The question of spank or not to spank is on the same level of the philisophical right and wrong. Today foolish people believe in relativism and do not believe in aboslutes and right and wrong. On different levels these are the majority of people that want a law to prevent any freedom and control and restrict all human behavior. Don't drink, don't smoke, don't speed, don't eat meat, don't own a gun, don't show God in any form in public!

Spanking is not punishment as much as it is deterrent. It is an action ment to convey to an individual that certain behavior is not acceptable and will result in a negative feedback. Children under the age of reason react to pleasure and pain. Food, shelter, warmth, comfort, and all their physical needs are the primary things on their minds. You can not reason with a 4 year old as to why an electric fan or a hot iron is not something to play with. You could let them injure themselves and discover it for themselves, but that is not parenting. They will remember the small discomfort of a gentle or forceful slap on the butt as a reminder they have over stepped the boundary or attempted something unsafe and will think twice before doing it again. They are not smart enough to be reasoned with nor can a stern look always accomplish what a spanking will. If they are stuborn or stupid they will try again and that is personality at play and eventauly as they get older it is good and evil at play. Yes, in some instances there are just plain evil people in the world that no amount of spanking, discipline, deterrence, will ever help. If they have no conscious or ability to understand or accept right from wrong and are phsycopathic than there is no cure.

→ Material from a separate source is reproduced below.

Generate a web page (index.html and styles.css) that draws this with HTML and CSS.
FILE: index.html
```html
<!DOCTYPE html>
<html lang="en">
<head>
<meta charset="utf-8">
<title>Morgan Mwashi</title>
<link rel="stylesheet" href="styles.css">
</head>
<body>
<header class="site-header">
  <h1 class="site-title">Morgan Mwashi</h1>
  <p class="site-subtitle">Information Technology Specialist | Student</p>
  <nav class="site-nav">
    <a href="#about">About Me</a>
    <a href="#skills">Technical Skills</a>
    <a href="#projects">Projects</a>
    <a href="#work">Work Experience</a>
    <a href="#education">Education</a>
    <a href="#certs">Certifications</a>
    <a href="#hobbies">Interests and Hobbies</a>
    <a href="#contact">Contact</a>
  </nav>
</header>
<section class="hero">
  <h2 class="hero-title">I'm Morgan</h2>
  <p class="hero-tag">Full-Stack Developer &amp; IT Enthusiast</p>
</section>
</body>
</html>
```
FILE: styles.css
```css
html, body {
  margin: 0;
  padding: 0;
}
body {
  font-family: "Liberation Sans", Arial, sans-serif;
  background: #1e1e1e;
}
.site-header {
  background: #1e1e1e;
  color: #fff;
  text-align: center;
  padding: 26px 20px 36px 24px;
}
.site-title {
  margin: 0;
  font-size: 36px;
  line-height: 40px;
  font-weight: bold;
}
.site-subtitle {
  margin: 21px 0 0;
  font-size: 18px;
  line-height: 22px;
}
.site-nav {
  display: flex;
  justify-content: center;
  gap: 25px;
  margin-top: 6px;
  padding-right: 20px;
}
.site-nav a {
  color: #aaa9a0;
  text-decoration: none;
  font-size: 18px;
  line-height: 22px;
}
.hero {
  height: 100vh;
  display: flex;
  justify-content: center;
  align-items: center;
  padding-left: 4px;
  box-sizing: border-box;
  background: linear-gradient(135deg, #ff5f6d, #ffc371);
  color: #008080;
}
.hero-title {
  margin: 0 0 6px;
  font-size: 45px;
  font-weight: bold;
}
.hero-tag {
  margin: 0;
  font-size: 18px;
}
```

There is a reason the Old Testament says to spare the rod will spoil the child. It is the fact that children never provided with the instruction of deterrence end up learning this lesson to late in life with more devestating results. That there are limits to socially accepted behavior, actions for public safety, and moral judgments.

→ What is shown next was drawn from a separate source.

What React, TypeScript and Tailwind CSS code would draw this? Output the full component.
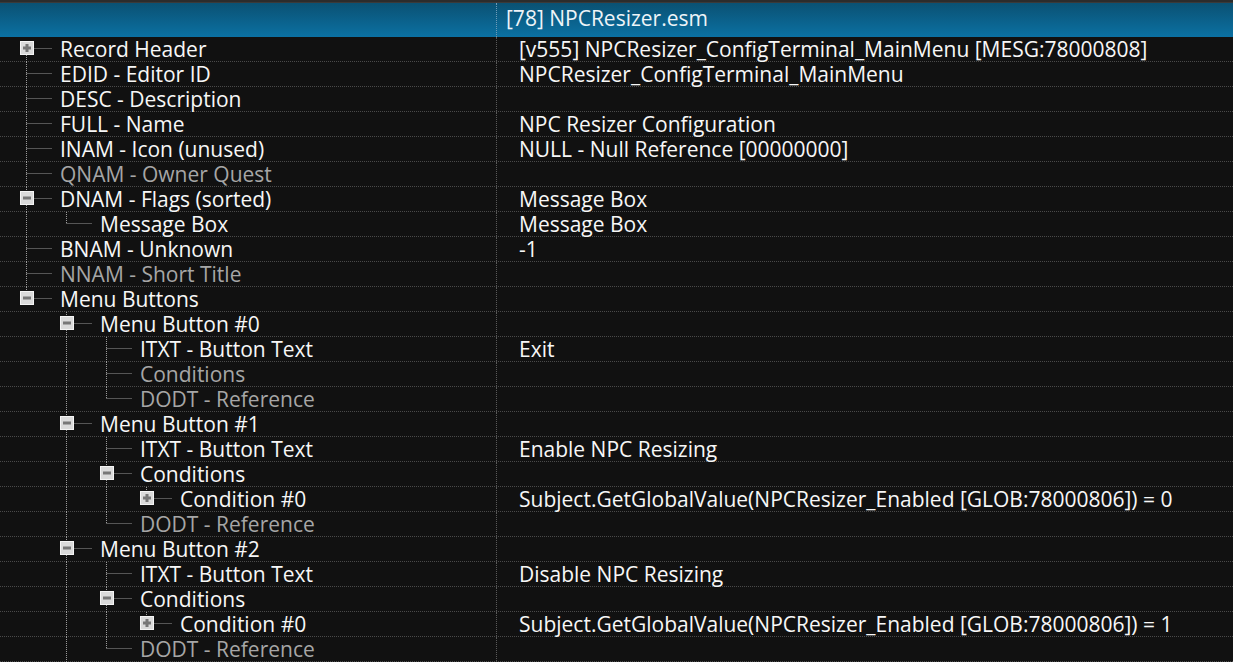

Do all people have to spank? No, not if you are blessed with an intelligent angle or a child that never takes a risk or hardly explores their world or probes any of their limitations or limits. You are lucky. I was lucky and have two beautiful, loving, and charming young ladies for daughters. They learned to respect my voice and only once or twice when they were preschool age did I ever have to spank them and never again for the same reason. They learned the limits and they learned that I was consistant, loving, attentive, and looking out for their welfare and the families welfare and that my wife and I set the limits for acceptable behavior or acceptable exploration of life. They are go getters and not afraid of life and respect others. They are better than me and my wife in many ways. Not all people are the same. So don't tell me spanking is never allowed. Don't use the words always and never because these can only be applied by God who is perfect and only mimicked by the government which is always imperfect but thinks it is god.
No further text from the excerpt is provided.